Elogio da insónia
No seu livro mais recente, Nuit Blanche (ed. Grasset, Paris, janeiro de 2025), Bernard-Henri Lévy enfrenta as suas insónias. E há um misto de ironia e redundância nessa hipótese de “enfrentamento”, uma vez que a insónia existe como aquilo que se impõe ao seu protagonista, ou seja, um estado que não pode deixar de ser enfrentado — e compulsivamente vivido. Digamos que a utopia daquele que sofre de insónias seria poder dizer qualquer coisa como: “Vou dormir um pouco, descanso e, mais tarde, preocupo-me com a minha insónia...”
A “noite branca” do título é, assim, “uma noite na vida de um homem que não dorme”. Daí que esta seja uma narrativa em que o protagonista é ao mesmo tempo personagem e espectador. Daí também estar garantido um mínimo de realismo que, curiosamente, atrai os princípios de uma encenação (teatral ou cinematográfica) sem fissuras espaciais nem desvios temporais: existe uma “unidade de lugar” (as quatro paredes do quarto de dormir), uma “unidade de tempo” (as horas sem sono) e uma “unidade de acção” (ou, é caso para dizer, de inacção).
Escritor, filósofo, crítico de arte, analista político, comentador televisivo, Lévy é também, à sua maneira, um jornalista invulgarmente dotado. Leia-se, a esse propósito, a sua admirável deambulação pelos EUA, American Vertigo (2006), cuja cumplicidade com o Vertigo (1958), de Alfred Hitchcock, está para lá da palavra comum aos dois títulos: trata-se, afinal, de tentar compreender como é que as evidências do real transportam a imponderabilidade do sonho ou a crueldade do pesadelo.
Escrevendo ao longo da noite, parando para pensar, parando para escrever, Lévy só não consegue parar a vertigem do tempo. A certeza do tempo, a sua omnipresença (temporal, precisamente), vai instalando a sensação paradoxal de uma vida em que aquele que não adormece pressente a certeza da morte, do seu sono irreversível. Diz ele que o seu projecto é mesmo “morrer acordado”. Ou como numa canção de Léo Ferré em que, em nome da vertigem poética, os contrários se podem conciliar: “Eu quero viver, não apenas a minha vida, mas também a minha morte.”

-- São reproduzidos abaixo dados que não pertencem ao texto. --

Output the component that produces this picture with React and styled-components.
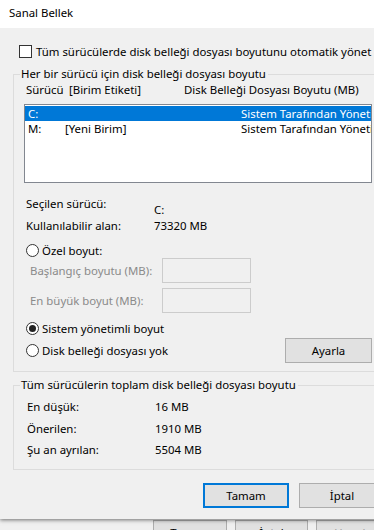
import React from 'react';
import styled, { createGlobalStyle } from 'styled-components';

const GlobalStyle = createGlobalStyle`
    html, body {
        margin: 0;
        padding: 0;
        background: #f0f0f0;
        overflow: hidden;
    }
    body {
        font-family: 'Noto Sans', 'Segoe UI', sans-serif;
        font-size: 11.4px;
        color: #000;
    }
`;

const drives = [
    { letter: 'C:', label: '', size: 'Sistem Tarafından Yönetilen', selected: true },
    { letter: 'M:', label: '[Yeni Birim]', size: 'Sistem Tarafından Yönetilen', selected: false },
];

const totals = [
    ['En düşük:', '16 MB'],
    ['Önerilen:', '1910 MB'],
    ['Şu an ayrılan:', '5504 MB'],
];

const App = () => {
    return (
        <Screen>
            <GlobalStyle />
            <Dialog>
                <TitleBar>Sanal Bellek</TitleBar>
                <Body>
                    <CheckRow>
                        <CheckBox />
                        Tüm sürücülerde disk belleği dosyası boyutunu otomatik yönet
                    </CheckRow>

                    <Group>
                        <Legend>Her bir sürücü için disk belleği dosyası boyutu</Legend>
                        <ListHeader>
                            <Col w={43}>Sürücü</Col>
                            <Col w={115}>[Birim Etiketi]</Col>
                            <Col>Disk Belleği Dosyası Boyutu (MB)</Col>
                        </ListHeader>
                        <DriveList>
                            {drives.map(d => (
                                <DriveRow key={d.letter} selected={d.selected}>
                                    <Col w={37}>{d.letter}</Col>
                                    <Col w={176}>{d.label}</Col>
                                    <Col>{d.size}</Col>
                                </DriveRow>
                            ))}
                        </DriveList>

                        <InfoRow gap={13}>
                            <Col w={128}>Seçilen sürücü:</Col>
                            <Col drop={6}>C:</Col>
                        </InfoRow>
                        <InfoRow gap={6}>
                            <Col w={128}>Kullanılabilir alan:</Col>
                            <Col>73320 MB</Col>
                        </InfoRow>

                        <RadioRow gap={9}>
                            <Radio />
                            Özel boyut:
                        </RadioRow>
                        <FieldRow gap={0}>
                            <FieldLabel>Başlangıç boyutu (MB):</FieldLabel>
                            <TextBox />
                        </FieldRow>
                        <FieldRow gap={5}>
                            <FieldLabel>En büyük boyut (MB):</FieldLabel>
                            <TextBox />
                        </FieldRow>

                        <RadioRow gap={8}>
                            <Radio checked />
                            Sistem yönetimli boyut
                        </RadioRow>
                        <LastRow>
                            <RadioRow gap={0}>
                                <Radio />
                                Disk belleği dosyası yok
                            </RadioRow>
                            <Button w={87}>Ayarla</Button>
                        </LastRow>
                    </Group>

                    <Group second>
                        <Legend>Tüm sürücülerin toplam disk belleği dosyası boyutu</Legend>
                        {totals.map(([label, value], i) => (
                            <TotalRow key={label} gap={i === 2 ? 5 : 6}>
                                <Col w={128}>{label}</Col>
                                <Col>{value}</Col>
                            </TotalRow>
                        ))}
                    </Group>

                    <Footer>
                        <Button w={86} primary>Tamam</Button>
                        <Button w={86}>İptal</Button>
                    </Footer>
                </Body>
            </Dialog>
            <ParentButtons>
                <Button w={74}>Tamam</Button>
                <Button w={73}>İptal</Button>
                <Button w={74} disabled>Uygula</Button>
            </ParentButtons>
        </Screen>
    );
};

const Screen = styled.div`
    width: 374px;
    height: 530px;
    overflow: hidden;
    background: #f0f0f0;
`;

const Dialog = styled.div`
    width: 397px;
    background: #f0f0f0;
    box-shadow: 0 1px 4px rgba(0, 0, 0, 0.55);
    position: relative;
    z-index: 1;
`;

const TitleBar = styled.div`
    height: 28px;
    background: #fff;
    padding-left: 9px;
    line-height: 26px;
    box-sizing: border-box;
`;

const Body = styled.div`
    padding: 17px 12px 11px 13px;
`;

const CheckRow = styled.label`
    display: flex;
    align-items: center;
    gap: 4px;
    height: 13px;
    margin-left: 6px;
    white-space: nowrap;
`;

const CheckBox = styled.span`
    flex: none;
    width: 11px;
    height: 11px;
    border: 1px solid #333;
    background: #fff;
`;

const Group = styled.fieldset`
    margin: ${p => (p.second ? '5px' : '8px')} 0 0;
    padding: 0 12px ${p => (p.second ? '11px' : '8px')} 10px;
    border: 1px solid #dcdcdc;
    min-width: 0;
`;

const Legend = styled.legend`
    padding: 0 2px 0 1px;
    margin-left: -4px;
    line-height: 16px;
    white-space: nowrap;
`;

const ListHeader = styled.div`
    display: flex;
    height: 16px;
    line-height: 16px;
    margin-left: 2px;
    white-space: nowrap;
`;

const Col = styled.span`
    flex: none;
    width: ${p => (p.w ? `${p.w}px` : 'auto')};
    padding-top: ${p => p.drop || 0}px;
    white-space: nowrap;
`;

const DriveList = styled.div`
    margin-top: 6px;
    height: 76px;
    border: 1px solid #828790;
    background: #fff;
    padding-top: 1px;
    box-sizing: content-box;
    overflow: hidden;
`;

const DriveRow = styled.div`
    display: flex;
    height: 15px;
    line-height: 15px;
    padding-left: 3px;
    background: ${p => (p.selected ? '#0078d7' : 'transparent')};
    color: ${p => (p.selected ? '#fff' : '#000')};
`;

const InfoRow = styled.div`
    display: flex;
    height: 16px;
    line-height: 16px;
    margin-top: ${p => p.gap}px;
    margin-left: 2px;
`;

const TotalRow = styled(InfoRow)`
    margin-left: 3px;
`;

const RadioRow = styled.label`
    display: flex;
    align-items: center;
    gap: 3px;
    height: 15px;
    margin-top: ${p => p.gap}px;
    margin-left: 2px;
    white-space: nowrap;
`;

const Radio = styled.span`
    flex: none;
    width: 11px;
    height: 11px;
    border: 1px solid #333;
    border-radius: 50%;
    background: #fff;
    display: flex;
    align-items: center;
    justify-content: center;
    &::after {
        content: '';
        display: ${p => (p.checked ? 'block' : 'none')};
        width: 7px;
        height: 7px;
        border-radius: 50%;
        background: #222;
    }
`;

const FieldRow = styled.div`
    display: flex;
    align-items: center;
    margin-top: ${p => p.gap}px;
    margin-left: 6px;
`;

const FieldLabel = styled.span`
    width: 132px;
    color: #8a8a8a;
    white-space: nowrap;
`;

const TextBox = styled.span`
    width: 87px;
    height: 23px;
    border: 1px solid #cccccc;
    background: #f0f0f0;
`;

const LastRow = styled.div`
    display: flex;
    align-items: center;
    justify-content: space-between;
    height: 25px;
    margin-top: 2px;
`;

const Button = styled.button`
    flex: none;
    width: ${p => p.w}px;
    height: 25px;
    padding: 0;
    font: inherit;
    color: ${p => (p.disabled ? '#a0a0a0' : '#000')};
    background: #e1e1e1;
    border: ${p => (p.primary ? '2px solid #0078d7' : '1px solid #adadad')};
    border-radius: 0;
`;

const Footer = styled.div`
    display: flex;
    justify-content: flex-end;
    gap: 10px;
    margin-top: 13px;
`;

const ParentButtons = styled.div`
    display: flex;
    gap: 8px;
    padding-left: 153px;
    margin-top: 1px;
`;

export default App;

Mais ainda: o homem com insónias transfigura a sua tragédia orgânica em princípio existencial e prática filosófica: “Se não durmo, isso é uma escolha. É mesmo porque tenho muito medo de nunca vir a saber que morri.”
Bernard-Henri Lévy escreve sobre as noites sem sono: o resultado é um tratado sobre a comunicação.

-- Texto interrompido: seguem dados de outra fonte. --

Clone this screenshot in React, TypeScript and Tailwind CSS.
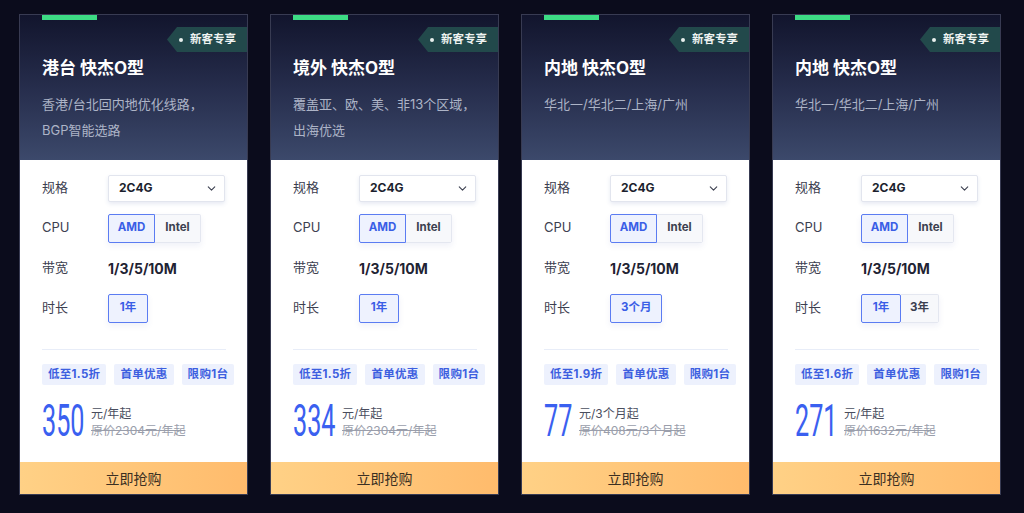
import React from "react";
import { ChevronDown } from "lucide-react";

type Card = {
  title: string;
  desc: string[];
  durations: string[];
  discount: string;
  price: string;
  unit: string;
  orig: string;
};

const cards: Card[] = [
  {
    title: "港台 快杰O型",
    desc: ["香港/台北回内地优化线路，", "BGP智能选路"],
    durations: ["1年"],
    discount: "低至1.5折",
    price: "350",
    unit: "元/年起",
    orig: "原价2304元/年起",
  },
  {
    title: "境外 快杰O型",
    desc: ["覆盖亚、欧、美、非13个区域，", "出海优选"],
    durations: ["1年"],
    discount: "低至1.5折",
    price: "334",
    unit: "元/年起",
    orig: "原价2304元/年起",
  },
  {
    title: "内地 快杰O型",
    desc: ["华北一/华北二/上海/广州"],
    durations: ["3个月"],
    discount: "低至1.9折",
    price: "77",
    unit: "元/3个月起",
    orig: "原价408元/3个月起",
  },
  {
    title: "内地 快杰O型",
    desc: ["华北一/华北二/上海/广州"],
    durations: ["1年", "3年"],
    discount: "低至1.6折",
    price: "271",
    unit: "元/年起",
    orig: "原价1632元/年起",
  },
];

const font = { fontFamily: '"Inter", "Noto Sans CJK SC", sans-serif' };

function Row({ label, children }: { label: string; children: React.ReactNode }) {
  return (
    <div className="flex h-[40px] items-center">
      <div className="w-[66px] text-[13px] text-[#3c4050]">{label}</div>
      <div className="flex items-center">{children}</div>
    </div>
  );
}

function PriceCard({ c }: { c: Card }) {
  return (
    <div className="relative flex h-[481px] w-[229px] flex-col overflow-hidden border border-[#383b52] bg-white">
      <div className="relative h-[145px] bg-gradient-to-b from-[#12152d] via-[#262d4c] to-[#3c496b] pl-[22px] pt-[41px]">
        <div className="absolute left-[22px] top-0 h-[5px] w-[55px] bg-[#3ddc84]" />
        <div
          className="absolute right-0 top-[12px] flex h-[25px] w-[80px] items-center bg-[#22494b] pl-[12px]"
          style={{ clipPath: "polygon(10px 0, 100% 0, 100% 100%, 10px 100%, 0 50%)" }}
        >
          <span className="mr-[7px] h-[4px] w-[4px] rounded-full bg-[#e8f0ee]" />
          <span className="text-[11.5px] font-bold text-[#eef3f1]">新客专享</span>
        </div>
        <div className="text-[17px] font-bold leading-[24px] text-white">{c.title}</div>
        <div className="mt-[11px] text-[13px] leading-[26px] text-[#adb4c7]">
          {c.desc.map((d, i) => (
            <div key={i}>{d}</div>
          ))}
        </div>
      </div>
      <div className="flex-1 pl-[22px] pr-[21px] pt-[8px]">
        <Row label="规格">
          <div className="flex h-[27px] w-[117px] items-center justify-between rounded-[2px] border border-[#e2e5ee] bg-white pl-[10px] pr-[6px] shadow-[0_2px_4px_rgba(60,80,160,0.12)]">
            <span className="text-[12px] font-bold text-[#1c1f2e]">2C4G</span>
            <ChevronDown size={13} strokeWidth={2} className="text-[#3c4050]" />
          </div>
        </Row>
        <Row label="CPU">
          <div className="flex h-[29px] shadow-[0_3px_6px_rgba(60,80,160,0.08)]">
            <div className="flex w-[47px] items-center justify-center rounded-l-[2px] border border-[#5b7cf2] bg-[#eef2fe] text-[11.5px] font-bold text-[#3a5ee6]">
              AMD
            </div>
            <div className="flex w-[46px] items-center justify-center rounded-r-[2px] border border-l-0 border-[#e4e7f0] bg-[#f7f8fb] text-[11.5px] font-bold text-[#3c4050]">
              Intel
            </div>
          </div>
        </Row>
        <Row label="带宽">
          <span className="text-[14px] font-bold text-[#1f2333]">1/3/5/10M</span>
        </Row>
        <Row label="时长">
          <div className="flex h-[29px] shadow-[0_3px_6px_rgba(60,80,160,0.08)]">
            {c.durations.map((d, i) => (
              <div
                key={d}
                className={
                  i === 0
                    ? "flex min-w-[40px] items-center justify-center rounded-[2px] border border-[#5b7cf2] bg-[#eef2fe] px-[10px] text-[11.5px] font-bold text-[#3a5ee6]"
                    : "flex min-w-[38px] items-center justify-center rounded-r-[2px] border border-l-0 border-[#e4e7f0] bg-[#f7f8fb] px-[8px] text-[11.5px] font-bold text-[#3c4050]"
                }
              >
                {d}
              </div>
            ))}
          </div>
        </Row>
        <div className="mt-[21px] h-px bg-[#e8edf8]" />
        <div className="mt-[14px] flex gap-[8px] whitespace-nowrap">
          {[c.discount, "首单优惠", "限购1台"].map((t) => (
            <span
              key={t}
              className="flex h-[21px] items-center rounded-[2px] bg-[#edf1fd] px-[6px] text-[11.5px] font-bold tracking-[0.3px] text-[#3d5fe0]"
            >
              {t}
            </span>
          ))}
        </div>
        <div className="mt-[20px] flex h-[34px] items-center">
          <div className="relative h-[34px]" style={{ width: c.price.length * 14 }}>
            <span
              className="absolute left-0 top-[-7px] origin-left scale-x-[0.56] text-[45px] font-normal leading-[45px] text-[#3a60f0]"
              style={{ fontFamily: '"Roboto", sans-serif' }}
            >
              {c.price}
            </span>
          </div>
          <div className="ml-[7px] flex flex-col whitespace-nowrap text-[12px] leading-[17px]">
            <span className="text-[#4a4e5e]">{c.unit}</span>
            <span className="text-[#9a9eab] line-through">{c.orig}</span>
          </div>
        </div>
      </div>
      <div className="flex h-[32px] items-center justify-center bg-gradient-to-r from-[#ffd186] to-[#ffbb6c] text-[14px] text-[#3b2f22]">
        立即抢购
      </div>
    </div>
  );
}

export default function App() {
  return (
    <div className="flex h-[513px] w-full gap-[22px] bg-[#0b0c1c] pl-[19px] pt-[14px]" style={font}>
      {cards.map((c, i) => (
        <PriceCard key={i} c={c} />
      ))}
    </div>
  );
}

Há outra maneira de dizer isto: na sua radical dimensão pessoal e confessional, a meio caminho entre a crónica realista e o melodrama clássico, Nuit Blanche é um livro contra a desvergonha “intimista” vendida pela televisão (Big Brother & etc.), incluindo através de perversas contaminações das convulsões da geopolítica. Lévy refere-se mesmo a uma nova “Commedia dell’arte” televisiva que se confunde com uma “tele-realidade política non stop”.
Que resta, então? Uma antologia subjetiva de factos vividos e memórias plurais de pessoas que, de uma maneira ou de outra, marcaram o autor para o melhor e para o pior (mas é o melhor que merece mais atenção). E também essa evidência muito dos nossos dias em que as imagens parecem deter o poder de se sobrepor a todos os gestos que possamos consumar, incluindo as ideias que tenhamos talento para formular.
Sendo também um homem de cinema, em particular na área documental (com vários trabalhos sobre a guerra da Bósnia e a situação atual na Ucrânia), Lévy sabe que o endeusamento do “visual” é um vício social dos nossos dias. Por isso mesmo, importa não vulgarizar a escrita nem anular o poder das palavras: “(...) há coisas que o melhor operador de câmara do mundo, mesmo com tempo, nunca captará, já que só as palavras podem apreendê-las.”